Sejumlah tokoh masyarakat mengungkapkan bahwa situasi ini tidak hanya mengerdilkan semangat demokrasi, tetapi juga menghilangkan pilihan alternatif bagi pemilih. “Demokrasi seharusnya memberikan ruang bagi semua pihak untuk bersaing secara adil. Jika hanya ada satu calon, bagaimana kita bisa berbicara tentang pilihan?” ungkap salah seorang warga yang enggan disebutkan namanya.
Sebagian masyarakat, terutama kalangan muda, justru menjadikan seruan ini sebagai bentuk protes kreatif. Mereka menggambarkan kotak kosong sebagai simbol perlawanan terhadap praktik politik yang dianggap tidak demokratis. Kampanye ini menjadi bentuk ekspresi ketidakpuasan yang semakin meluas di berbagai kalangan.

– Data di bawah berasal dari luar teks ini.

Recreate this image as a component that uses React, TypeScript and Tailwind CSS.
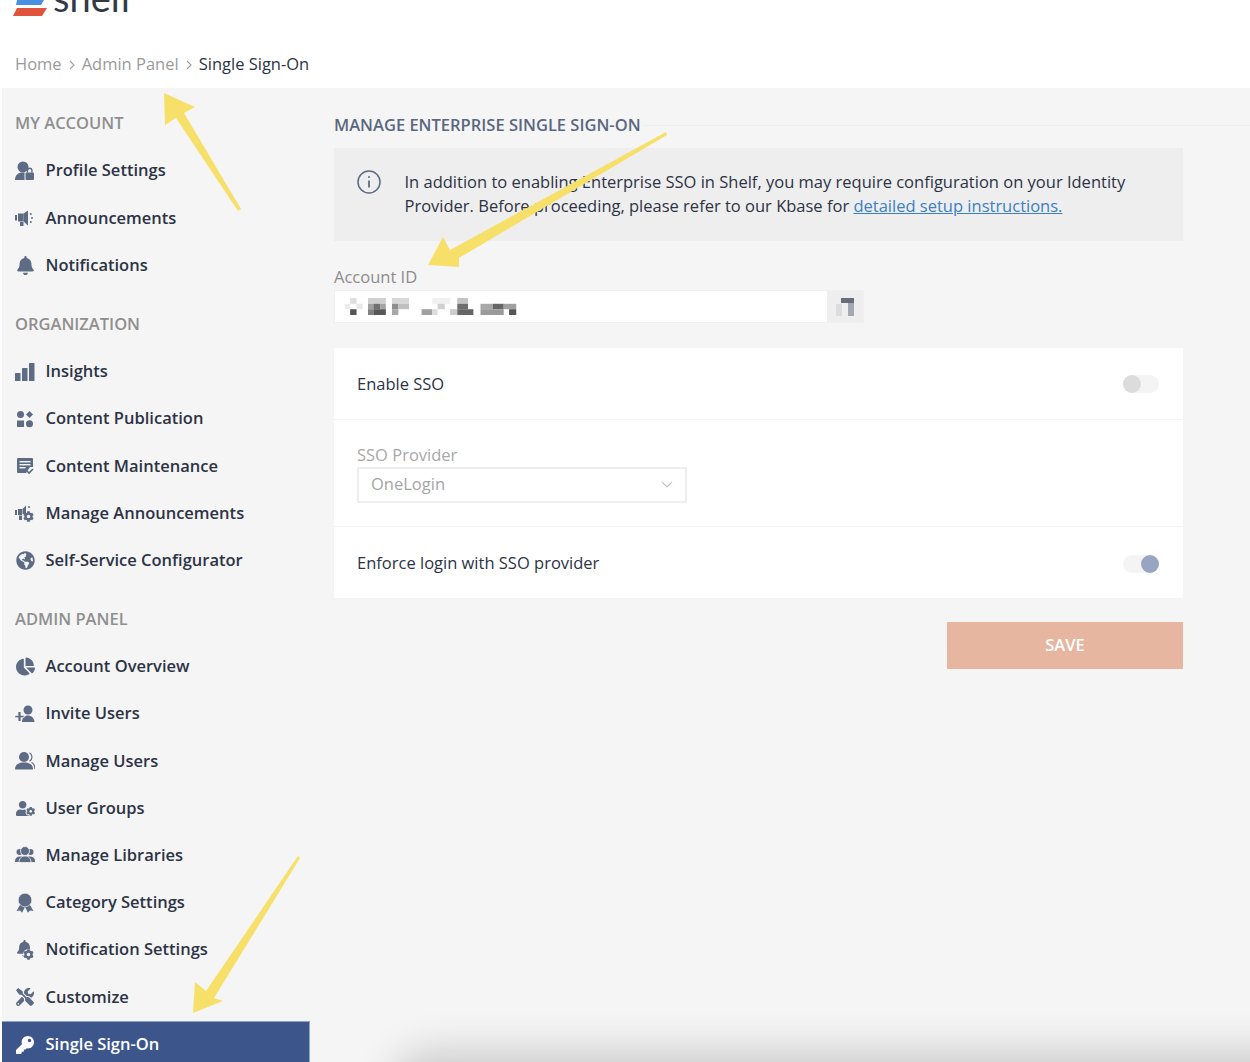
import React from "react";
import { FaBell, FaGlobeAmericas, FaChartPie, FaUserCog, FaTools, FaKey, FaCog } from "react-icons/fa";

const S = ({ children }: { children: React.ReactNode }) => (
  <svg viewBox="0 0 20 20" width="20" height="20" fill="currentColor">{children}</svg>
);

const ProfileLock = () => (
  <S>
    <circle cx="8" cy="6" r="5.500" />
    <path d="M0 19c0-5 3-7.500 8-7.500h2V19z" />
    <rect x="9.500" y="10.500" width="10" height="9" rx="1.500" fill="#f5f5f5" />
    <rect x="10.500" y="11.500" width="8.500" height="7.500" rx="1" />
    <path d="M12.500 11.500V9.500a2.200 2.200 0 0 1 4.400 0v2" fill="none" stroke="currentColor" strokeWidth="1.400" />
  </S>
);
const Bullhorn = () => (
  <S>
    <rect x="0" y="7" width="2" height="5.500" />
    <rect x="3" y="5.500" width="5.500" height="8" />
    <path d="M8.500 5.500 13 2.500v15l-4.500-4z" />
    <rect x="5" y="14" width="3.500" height="4" />
    <circle cx="15.800" cy="6" r="1" />
    <circle cx="17" cy="10" r="1" />
    <circle cx="15.800" cy="14" r="1" />
  </S>
);
const Bars = () => (
  <S>
    <rect x="0" y="11" width="5.500" height="8" rx="0.500" />
    <rect x="7" y="6" width="5.500" height="13" rx="0.500" />
    <rect x="14" y="1" width="5.500" height="18" rx="0.500" />
  </S>
);
const Publication = () => (
  <S>
    <circle cx="5.500" cy="5.500" r="3.500" />
    <path d="M14.500 2 18 5.500 14.500 9 11 5.500z" />
    <rect x="2" y="11.500" width="7" height="6.500" />
    <circle cx="14.500" cy="14.800" r="3.500" />
  </S>
);
const Maintenance = () => (
  <S>
    <path d="M3 2h14a1 1 0 0 1 1 1v8h-3l-4 6H3a1 1 0 0 1-1-1V3a1 1 0 0 1 1-1z" />
    <rect x="4.500" y="5" width="11" height="1.400" fill="#f5f5f5" />
    <rect x="4.500" y="8" width="11" height="1.400" fill="#f5f5f5" />
    <rect x="4.500" y="11" width="6" height="1.400" fill="#f5f5f5" />
    <path d="m12 15 2 2 4-4" fill="none" stroke="currentColor" strokeWidth="1.600" />
  </S>
);
const ManageAnn = () => (
  <div className="relative h-5 w-5">
    <svg viewBox="0 0 20 20" width="20" height="20" fill="currentColor">
      <rect x="0" y="7" width="2" height="5" />
      <rect x="3" y="6" width="4" height="6" />
      <path d="M7.500 6 11 2.500V11H7.500z" />
      <rect x="4" y="12.500" width="3" height="4.500" />
      <circle cx="14" cy="4" r="1" />
    </svg>
    <FaCog className="absolute bottom-[1px] right-[1px] text-[11px]" />
  </div>
);
const InviteUsers = () => (
  <S>
    <circle cx="13" cy="6" r="4.500" />
    <path d="M7 18c0-4 2.500-6.500 6-6.500s6 2.500 6.500 6.500z" />
    <rect x="0" y="11.500" width="9" height="2.200" stroke="#f5f5f5" strokeWidth="0.600" />
    <rect x="3.400" y="8" width="2.200" height="9" />
  </S>
);
const ManageUsers = () => (
  <S>
    <circle cx="9" cy="6" r="5" />
    <path d="M0 18.500c0-5 3.500-7 9-7s9 2 9 7z" />
    <path d="M14.500 1.800a4.800 4.800 0 0 1 0 8.400M16.500 11.500c2 .8 3.300 2.800 3.500 6.500" fill="none" stroke="currentColor" strokeWidth="1.200" />
  </S>
);
const Libraries = () => (
  <S>
    <circle cx="4.500" cy="7" r="3" />
    <circle cx="15.500" cy="7" r="3" />
    <path d="M0 16c0-3 2-4.500 5-4.500h10c3 0 5 1.500 5 4.500v1H0z" />
    <circle cx="10" cy="6" r="4.500" stroke="#f5f5f5" strokeWidth="0.800" />
    <path d="M4 17.500c0-4 2.500-6.500 6-6.500s6 2.500 6 6.500z" stroke="#f5f5f5" strokeWidth="0.800" />
  </S>
);
const Ribbon = () => (
  <S>
    <path d="M5 12 1.500 18l3.500-.5 2 2.300L10 14l3 5.800 2-2.300 3.500.5L15 12z" />
    <circle cx="10" cy="7" r="6.800" stroke="#f5f5f5" strokeWidth="0.600" />
  </S>
);
const BellCog = () => (
  <div className="relative h-5 w-5">
    <FaBell className="absolute left-[1px] top-0 text-[17px]" />
    <FaCog className="absolute bottom-0 right-[1px] rounded-full bg-[#f5f5f5] text-[11px]" />
  </div>
);
const Chevron = () => (
  <svg viewBox="0 0 6 10" width="6" height="10" fill="none" stroke="#a0a0a0" strokeWidth="1.100" className="mx-[7px] mt-px shrink-0">
    <path d="m1 1 4 4-4 4" />
  </svg>
);

type Item = { label: string; icon: React.ReactNode; active?: boolean };

const sections: { title: string; items: Item[] }[] = [
  {
    title: "MY ACCOUNT",
    items: [
      { label: "Profile Settings", icon: <ProfileLock /> },
      { label: "Announcements", icon: <Bullhorn /> },
      { label: "Notifications", icon: <FaBell className="text-[19px]" /> },
    ],
  },
  {
    title: "ORGANIZATION",
    items: [
      { label: "Insights", icon: <Bars /> },
      { label: "Content Publication", icon: <Publication /> },
      { label: "Content Maintenance", icon: <Maintenance /> },
      { label: "Manage Announcements", icon: <ManageAnn /> },
      { label: "Self-Service Configurator", icon: <FaGlobeAmericas className="text-[19px]" /> },
    ],
  },
  {
    title: "ADMIN PANEL",
    items: [
      { label: "Account Overview", icon: <FaChartPie className="text-[19px]" /> },
      { label: "Invite Users", icon: <InviteUsers /> },
      { label: "Manage Users", icon: <ManageUsers /> },
      { label: "User Groups", icon: <FaUserCog className="text-[19px]" /> },
      { label: "Manage Libraries", icon: <Libraries /> },
      { label: "Category Settings", icon: <Ribbon /> },
      { label: "Notification Settings", icon: <BellCog /> },
      { label: "Customize", icon: <FaTools className="text-[18px]" /> },
      { label: "Single Sign-On", icon: <FaKey className="text-[18px]" />, active: true },
    ],
  },
];

const Toggle = ({ on }: { on?: boolean }) => (
  <div className={`flex h-[18px] w-9 rounded-full bg-[#f4f4f4] ${on ? "justify-end" : "justify-start"}`}>
    <div className={`h-[18px] w-[18px] rounded-full ${on ? "bg-[#97a5c3]" : "bg-[#dcdcdc]"}`} />
  </div>
);

const pixels: [number, number, number, number, string][] = [
  [80, 595, 18, 17, "#dedede"], [130, 595, 50, 17, "#cfcfcf"], [197, 595, 48, 17, "#d8d8d8"], [310, 595, 50, 17, "#f0f0f0"], [380, 595, 30, 17, "#c4c4c4"],
  [65, 612, 15, 16, "#ececec"], [98, 612, 17, 16, "#e8e8e8"], [130, 612, 15, 16, "#a0a0a0"], [145, 612, 20, 16, "#707070"], [165, 612, 15, 16, "#a4a4a4"],
  [197, 612, 18, 16, "#8f8f8f"], [215, 612, 30, 16, "#c0c0c0"], [325, 612, 20, 16, "#d0d0d0"], [380, 612, 30, 16, "#6e6e6e"], [445, 612, 35, 16, "#a8a8a8"], [480, 612, 30, 16, "#666666"], [510, 612, 35, 16, "#a0a0a0"],
  [80, 628, 18, 17, "#555555"], [130, 628, 15, 17, "#808080"], [145, 628, 35, 17, "#585858"], [197, 628, 18, 17, "#a8a8a8"], [280, 628, 30, 17, "#a0a0a0"], [310, 628, 15, 17, "#dddddd"], [360, 628, 20, 17, "#cccccc"], [380, 628, 45, 17, "#666666"], [445, 628, 65, 17, "#9a9a9a"], [525, 628, 20, 17, "#555555"],
];

export default function App() {
  return (
    <div className="relative h-[1062px] w-[1250px] overflow-hidden bg-white font-['Open_Sans',sans-serif] text-[16.5px] text-[#2c3345]">
      <header className="h-[88px] overflow-hidden pl-[13px]">
        <div className="-mt-[25px] flex h-[45px] items-end">
          <svg viewBox="0 0 34 16" width="34" height="16" className="mb-[4px] shrink-0">
            <path d="M4 0h27l-3 5H3z" fill="#4a90e2" />
            <path d="M4 8h30l-5 8H0z" fill="#e0533c" />
          </svg>
          <span className="ml-[6px] font-['Lato',sans-serif] text-[38px] leading-[45px] text-[#333a47]">shelf</span>
        </div>
        <nav className="mt-[32px] flex h-6 items-center pl-[2px] leading-6 text-[#9a9a9a]">
          <span>Home</span>
          <Chevron />
          <span>Admin Panel</span>
          <Chevron />
          <span className="text-[#2c3345]">Single Sign-On</span>
        </nav>
      </header>

      <div className="ml-[2px] flex h-[974px] bg-[#f5f5f5]">
        <aside className="w-[308px] shrink-0 pt-3">
          {sections.map((s) => (
            <section key={s.title} className="mb-3">
              <h2 className="flex h-[47.2px] items-center pl-[13px] font-semibold text-[#8f8f8f]">{s.title}</h2>
              <ul>
                {s.items.map((it) => (
                  <li
                    key={it.label}
                    className={`flex h-[47.2px] items-center pl-[13px] font-semibold ${
                      it.active ? "border-t border-r border-[#8fa5c8] bg-[#3c568c] text-white" : ""
                    }`}
                  >
                    <span className={`flex h-5 w-5 items-center justify-center ${it.active ? "text-white" : "text-[#5d6b85]"}`}>
                      {it.icon}
                    </span>
                    <span className="ml-[10.500px]">{it.label}</span>
                  </li>
                ))}
              </ul>
            </section>
          ))}
        </aside>

        <main className="min-w-0 flex-1 pl-6 pt-[25px]">
          <div className="flex h-6 items-center">
            <h1 className="font-semibold text-[#5a6780]">MANAGE ENTERPRISE SINGLE SIGN-ON</h1>
            <div className="ml-[2px] h-px flex-1 bg-[#efefef]" />
          </div>

          <div className="w-[849px]">
            <div className="mt-[11px] flex h-[93px] items-start bg-[#eeeeee] pl-[23px] pt-[22px]">
              <svg viewBox="0 0 24 24" width="24" height="24" fill="none" stroke="#5d6b85" strokeWidth="1.500" className="shrink-0">
                <circle cx="12" cy="12" r="11" />
                <path d="M12 10.500v7" strokeWidth="1.800" />
                <circle cx="12" cy="7" r="1" fill="#5d6b85" stroke="none" />
              </svg>
              <p className="ml-[23.500px] leading-6">
                In addition to enabling Enterprise SSO in Shelf, you may require configuration on your Identity
                <br />
                Provider. Before proceeding, please refer to our Kbase for{" "}
                <a className="text-[#3b7fc4] underline">detailed setup instructions.</a>
              </p>
            </div>

            <div className="mt-6 leading-6 text-[#8c8c8c]">Account ID</div>
            <div className="mt-px flex h-[33px] w-[530px] border border-[#f0f0f0]">
              <div className="flex flex-1 items-center bg-white pl-[8px]">
                <svg viewBox="60 595 490 50" width="175" height="17" preserveAspectRatio="none">
                  {pixels.map(([x, y, w, h, c], i) => (
                    <rect key={i} x={x} y={y} width={w} height={h} fill={c} />
                  ))}
                </svg>
              </div>
              <div className="flex w-9 items-center justify-center bg-[#eeeeee]">
                <svg viewBox="0 0 18 18" width="18" height="18">
                  <rect x="0" y="6" width="6" height="12" fill="#dcdcdc" />
                  <rect x="5" y="0" width="13" height="5" fill="#666e7d" />
                  <rect x="12" y="5" width="6" height="13" fill="#a4a8b0" />
                </svg>
              </div>
            </div>

            <div className="mt-[25px] bg-white">
              <div className="flex h-[71.500px] items-center justify-between border-b-[1.500px] border-[#f3f3f3] pl-[23px] pr-6 pt-[2px]">
                <span>Enable SSO</span>
                <Toggle />
              </div>
              <div className="h-[107.500px] border-b-[1.500px] border-[#f3f3f3] pl-[23px] pt-[23px]">
                <div className="leading-6 text-[#a8a8a8]">SSO Provider</div>
                <div className="flex h-[36px] w-[330px] items-center justify-between border-2 border-[#eeeeee] pl-3 pr-[12px] text-[#a5a5a5]">
                  <span>OneLogin</span>
                  <svg viewBox="0 0 12 8" width="12" height="8" fill="none" stroke="#c4c4c4" strokeWidth="1.200">
                    <path d="m1 1 5 5 5-5" />
                  </svg>
                </div>
              </div>
              <div className="flex h-[71px] items-center justify-between pl-[23px] pr-6 pt-[2px]">
                <span>Enforce login with SSO provider</span>
                <Toggle on />
              </div>
            </div>

            <div className="mt-[24px] flex justify-end">
              <button className="h-[47px] w-[236px] bg-[#e6b6a0] font-semibold text-white">SAVE</button>
            </div>
          </div>
        </main>
      </div>

      {/* soft shadow along the lower edge */}
      <div className="absolute left-[410px] top-[1076px] h-10 w-[1000px] rounded-l-[30px] shadow-[0_-6px_40px_18px_rgba(0,0,0,0.18)]" />

      {/* annotation arrows drawn on top of the screenshot */}
      <svg viewBox="0 0 1250 1062" width="1250" height="1062" className="pointer-events-none absolute left-0 top-0" fill="#f7e06a">
        <path d="M164 93 195 107 184 113 241 209 238 211 176 118 165 125z" />
        <path d="M428 265 443 237 450 250 666 132 667 135 459 258 459 267z" />
        <path d="M193 1013 195 982 206 991 298 856 300 858 214 998 223 1001z" />
      </svg>
    </div>
  );
}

Namun, di sisi lain, ada juga pendukung setia pasangan Asli yang melihat ini sebagai bukti kuatnya dukungan dan kepercayaan masyarakat terhadap mereka. “Kalau sepuluh partai besar sepakat mendukung satu pasangan calon, itu artinya pasangan ini memang paling layak dan diakui kompetensinya. Kenapa harus dipermasalahkan?” ujar seorang pendukung setia Asli.
Dengan situasi yang memanas ini, Pilkada Dharmasraya 2024 tidak lagi sekadar kontestasi politik biasa. Ini menjadi ajang ujian bagi demokrasi lokal, di mana pilihan masyarakat akan menentukan apakah kotak kosong benar-benar akan menjadi pilihan protes atau sekadar simbol tanpa makna. Satu hal yang pasti, Pilkada kali ini akan menjadi sejarah penting bagi Dharmasraya, di mana setiap suara akan sangat berarti dalam menegakkan prinsip-prinsip demokrasi yang sejati.